Begin Data shown

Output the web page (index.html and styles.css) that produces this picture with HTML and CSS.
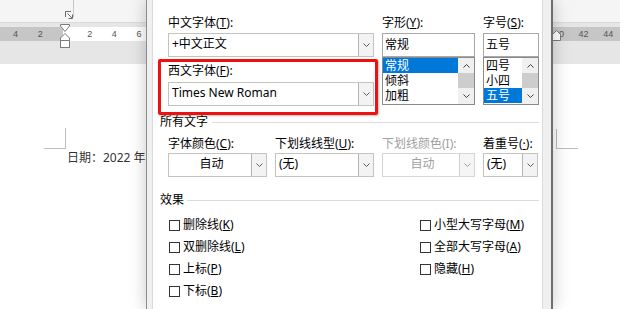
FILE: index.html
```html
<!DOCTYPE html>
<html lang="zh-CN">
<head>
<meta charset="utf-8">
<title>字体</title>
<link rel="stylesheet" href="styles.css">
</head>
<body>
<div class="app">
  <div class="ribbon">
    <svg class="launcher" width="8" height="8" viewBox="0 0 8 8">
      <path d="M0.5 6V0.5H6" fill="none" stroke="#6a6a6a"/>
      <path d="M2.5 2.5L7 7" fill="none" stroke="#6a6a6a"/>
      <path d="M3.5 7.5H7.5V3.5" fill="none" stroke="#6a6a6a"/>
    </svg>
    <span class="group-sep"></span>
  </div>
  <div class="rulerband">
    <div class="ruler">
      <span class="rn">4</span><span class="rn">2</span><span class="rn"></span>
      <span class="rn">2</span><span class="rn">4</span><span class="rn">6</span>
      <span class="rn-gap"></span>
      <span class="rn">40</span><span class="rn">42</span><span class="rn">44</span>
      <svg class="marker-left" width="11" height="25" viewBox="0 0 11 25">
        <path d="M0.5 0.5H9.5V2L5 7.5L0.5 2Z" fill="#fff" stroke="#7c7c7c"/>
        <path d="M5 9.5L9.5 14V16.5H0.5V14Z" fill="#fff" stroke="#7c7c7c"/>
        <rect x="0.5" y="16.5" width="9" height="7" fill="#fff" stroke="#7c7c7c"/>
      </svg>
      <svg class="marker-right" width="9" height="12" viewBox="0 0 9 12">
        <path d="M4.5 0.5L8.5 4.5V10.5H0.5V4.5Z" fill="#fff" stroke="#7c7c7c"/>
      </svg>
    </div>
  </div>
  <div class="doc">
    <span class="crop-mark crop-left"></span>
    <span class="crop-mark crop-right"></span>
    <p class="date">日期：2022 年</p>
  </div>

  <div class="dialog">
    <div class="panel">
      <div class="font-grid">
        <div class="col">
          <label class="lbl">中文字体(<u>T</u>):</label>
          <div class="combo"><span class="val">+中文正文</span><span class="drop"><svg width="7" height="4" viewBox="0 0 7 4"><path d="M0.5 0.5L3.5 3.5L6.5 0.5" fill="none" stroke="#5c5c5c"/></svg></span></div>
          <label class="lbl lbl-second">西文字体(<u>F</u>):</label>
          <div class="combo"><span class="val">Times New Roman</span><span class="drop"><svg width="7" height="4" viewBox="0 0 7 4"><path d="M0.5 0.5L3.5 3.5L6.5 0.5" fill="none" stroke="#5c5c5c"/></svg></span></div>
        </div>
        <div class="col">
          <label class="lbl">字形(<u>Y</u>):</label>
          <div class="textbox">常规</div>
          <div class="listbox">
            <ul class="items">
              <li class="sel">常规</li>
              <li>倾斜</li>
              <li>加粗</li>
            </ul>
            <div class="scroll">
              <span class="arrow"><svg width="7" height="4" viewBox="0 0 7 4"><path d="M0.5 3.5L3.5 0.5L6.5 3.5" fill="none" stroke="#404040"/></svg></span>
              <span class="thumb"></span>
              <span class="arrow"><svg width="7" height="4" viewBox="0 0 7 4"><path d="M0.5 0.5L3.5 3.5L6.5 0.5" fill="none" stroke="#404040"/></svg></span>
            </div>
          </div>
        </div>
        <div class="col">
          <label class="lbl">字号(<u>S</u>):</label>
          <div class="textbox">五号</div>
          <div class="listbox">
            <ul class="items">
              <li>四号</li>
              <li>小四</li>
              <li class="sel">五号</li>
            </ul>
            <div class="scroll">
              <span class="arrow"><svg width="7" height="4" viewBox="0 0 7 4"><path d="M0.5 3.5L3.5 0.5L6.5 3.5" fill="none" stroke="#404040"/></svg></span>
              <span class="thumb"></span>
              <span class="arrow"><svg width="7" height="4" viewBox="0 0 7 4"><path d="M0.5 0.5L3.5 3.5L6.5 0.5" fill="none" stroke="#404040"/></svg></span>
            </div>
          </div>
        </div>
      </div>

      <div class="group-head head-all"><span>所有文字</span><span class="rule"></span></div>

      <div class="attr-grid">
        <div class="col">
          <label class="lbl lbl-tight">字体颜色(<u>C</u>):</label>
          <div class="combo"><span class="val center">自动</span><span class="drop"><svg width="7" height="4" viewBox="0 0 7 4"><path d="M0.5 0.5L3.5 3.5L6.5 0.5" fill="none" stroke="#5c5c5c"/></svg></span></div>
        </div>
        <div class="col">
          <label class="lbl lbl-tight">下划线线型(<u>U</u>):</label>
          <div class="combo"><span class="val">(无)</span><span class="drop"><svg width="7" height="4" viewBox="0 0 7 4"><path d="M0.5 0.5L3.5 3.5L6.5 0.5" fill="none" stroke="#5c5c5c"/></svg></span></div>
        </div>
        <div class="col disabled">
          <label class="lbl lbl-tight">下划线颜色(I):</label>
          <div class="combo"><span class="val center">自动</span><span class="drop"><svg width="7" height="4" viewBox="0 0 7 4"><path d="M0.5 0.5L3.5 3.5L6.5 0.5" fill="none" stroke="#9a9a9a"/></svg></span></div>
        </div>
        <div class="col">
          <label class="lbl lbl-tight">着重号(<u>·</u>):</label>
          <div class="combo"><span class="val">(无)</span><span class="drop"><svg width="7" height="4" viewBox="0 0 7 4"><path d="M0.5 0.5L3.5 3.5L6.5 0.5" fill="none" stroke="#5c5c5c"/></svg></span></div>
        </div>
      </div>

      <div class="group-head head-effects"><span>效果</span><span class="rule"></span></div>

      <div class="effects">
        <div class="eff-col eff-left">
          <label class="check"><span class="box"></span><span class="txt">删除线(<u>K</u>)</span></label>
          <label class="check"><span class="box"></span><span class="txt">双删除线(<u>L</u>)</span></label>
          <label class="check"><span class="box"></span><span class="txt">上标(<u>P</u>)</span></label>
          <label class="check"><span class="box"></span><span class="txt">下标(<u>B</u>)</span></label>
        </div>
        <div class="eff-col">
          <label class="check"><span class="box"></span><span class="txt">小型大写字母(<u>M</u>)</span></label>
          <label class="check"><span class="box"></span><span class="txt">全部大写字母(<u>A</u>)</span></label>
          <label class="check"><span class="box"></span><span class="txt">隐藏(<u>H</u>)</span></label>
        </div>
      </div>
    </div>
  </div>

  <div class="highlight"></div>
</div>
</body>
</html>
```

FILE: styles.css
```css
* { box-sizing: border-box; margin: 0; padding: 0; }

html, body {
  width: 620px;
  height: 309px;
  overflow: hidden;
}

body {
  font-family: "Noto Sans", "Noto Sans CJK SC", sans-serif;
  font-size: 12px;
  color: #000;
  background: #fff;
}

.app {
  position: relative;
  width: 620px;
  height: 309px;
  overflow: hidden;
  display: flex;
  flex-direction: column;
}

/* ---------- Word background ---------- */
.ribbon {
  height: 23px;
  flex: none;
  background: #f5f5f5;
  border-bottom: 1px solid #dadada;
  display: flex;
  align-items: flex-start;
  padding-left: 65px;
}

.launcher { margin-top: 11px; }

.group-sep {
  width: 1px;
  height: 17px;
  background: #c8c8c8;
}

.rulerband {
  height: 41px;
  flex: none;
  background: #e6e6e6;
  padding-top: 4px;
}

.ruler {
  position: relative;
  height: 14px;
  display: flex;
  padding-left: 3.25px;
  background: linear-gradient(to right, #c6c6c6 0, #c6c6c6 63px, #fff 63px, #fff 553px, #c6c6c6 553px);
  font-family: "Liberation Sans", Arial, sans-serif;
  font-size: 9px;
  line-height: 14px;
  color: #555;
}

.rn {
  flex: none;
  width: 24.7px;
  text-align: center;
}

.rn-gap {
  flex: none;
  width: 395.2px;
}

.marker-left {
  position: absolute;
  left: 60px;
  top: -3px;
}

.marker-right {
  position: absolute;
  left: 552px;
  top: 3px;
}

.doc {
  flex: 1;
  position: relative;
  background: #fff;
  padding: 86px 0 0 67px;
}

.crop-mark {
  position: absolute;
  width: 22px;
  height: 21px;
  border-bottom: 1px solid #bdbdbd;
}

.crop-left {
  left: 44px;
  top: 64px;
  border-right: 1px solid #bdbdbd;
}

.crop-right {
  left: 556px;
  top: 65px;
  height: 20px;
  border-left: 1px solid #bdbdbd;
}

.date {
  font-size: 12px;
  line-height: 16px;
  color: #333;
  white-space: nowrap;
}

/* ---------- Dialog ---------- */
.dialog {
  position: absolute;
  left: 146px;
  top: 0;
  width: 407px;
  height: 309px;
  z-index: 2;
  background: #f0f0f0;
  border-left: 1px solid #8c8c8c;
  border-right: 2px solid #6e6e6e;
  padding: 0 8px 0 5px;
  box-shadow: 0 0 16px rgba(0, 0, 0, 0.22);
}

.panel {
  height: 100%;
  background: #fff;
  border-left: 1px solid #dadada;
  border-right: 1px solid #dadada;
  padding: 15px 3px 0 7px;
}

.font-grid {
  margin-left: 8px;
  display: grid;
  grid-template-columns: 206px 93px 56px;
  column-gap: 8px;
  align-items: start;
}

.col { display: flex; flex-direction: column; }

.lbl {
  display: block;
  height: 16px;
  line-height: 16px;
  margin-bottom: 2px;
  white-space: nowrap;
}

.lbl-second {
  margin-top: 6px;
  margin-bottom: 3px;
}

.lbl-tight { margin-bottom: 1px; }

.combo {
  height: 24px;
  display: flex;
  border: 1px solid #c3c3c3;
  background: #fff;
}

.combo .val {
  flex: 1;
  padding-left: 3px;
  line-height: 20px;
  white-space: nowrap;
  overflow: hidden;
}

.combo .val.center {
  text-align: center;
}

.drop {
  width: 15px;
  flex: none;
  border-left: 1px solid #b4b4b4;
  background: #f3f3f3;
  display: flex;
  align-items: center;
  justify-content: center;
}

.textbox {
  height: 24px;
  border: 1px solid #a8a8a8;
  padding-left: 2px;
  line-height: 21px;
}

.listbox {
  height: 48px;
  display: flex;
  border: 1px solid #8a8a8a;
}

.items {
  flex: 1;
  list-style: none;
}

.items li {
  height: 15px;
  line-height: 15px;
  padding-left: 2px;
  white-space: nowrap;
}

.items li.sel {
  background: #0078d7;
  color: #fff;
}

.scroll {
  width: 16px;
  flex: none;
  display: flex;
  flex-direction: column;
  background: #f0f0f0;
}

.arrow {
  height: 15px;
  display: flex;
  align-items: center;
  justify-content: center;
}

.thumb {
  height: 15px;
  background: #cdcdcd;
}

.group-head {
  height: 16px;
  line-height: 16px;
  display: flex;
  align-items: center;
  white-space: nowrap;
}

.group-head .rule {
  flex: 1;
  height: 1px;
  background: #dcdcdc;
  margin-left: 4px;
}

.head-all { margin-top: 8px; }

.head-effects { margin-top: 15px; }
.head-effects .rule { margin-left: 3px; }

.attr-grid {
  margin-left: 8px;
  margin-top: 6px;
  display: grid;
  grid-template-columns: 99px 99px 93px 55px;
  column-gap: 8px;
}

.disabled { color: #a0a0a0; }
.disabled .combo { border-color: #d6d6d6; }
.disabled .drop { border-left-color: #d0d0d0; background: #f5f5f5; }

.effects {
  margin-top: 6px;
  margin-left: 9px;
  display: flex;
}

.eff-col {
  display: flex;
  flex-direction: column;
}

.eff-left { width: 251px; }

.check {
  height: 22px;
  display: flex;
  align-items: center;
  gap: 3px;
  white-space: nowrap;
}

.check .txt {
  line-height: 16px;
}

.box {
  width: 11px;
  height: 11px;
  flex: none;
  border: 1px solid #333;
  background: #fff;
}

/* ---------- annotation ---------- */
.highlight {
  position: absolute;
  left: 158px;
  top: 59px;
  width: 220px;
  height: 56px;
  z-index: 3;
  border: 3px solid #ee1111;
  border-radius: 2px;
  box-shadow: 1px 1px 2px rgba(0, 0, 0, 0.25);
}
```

End Data shown

• _Short task_
Read the data above and pull out each line that holds the string "styles".

• _Task result_
Output the web page (index.html and styles.css) that produces this picture with HTML and CSS.
<link rel="stylesheet" href="styles.css">
FILE: styles.css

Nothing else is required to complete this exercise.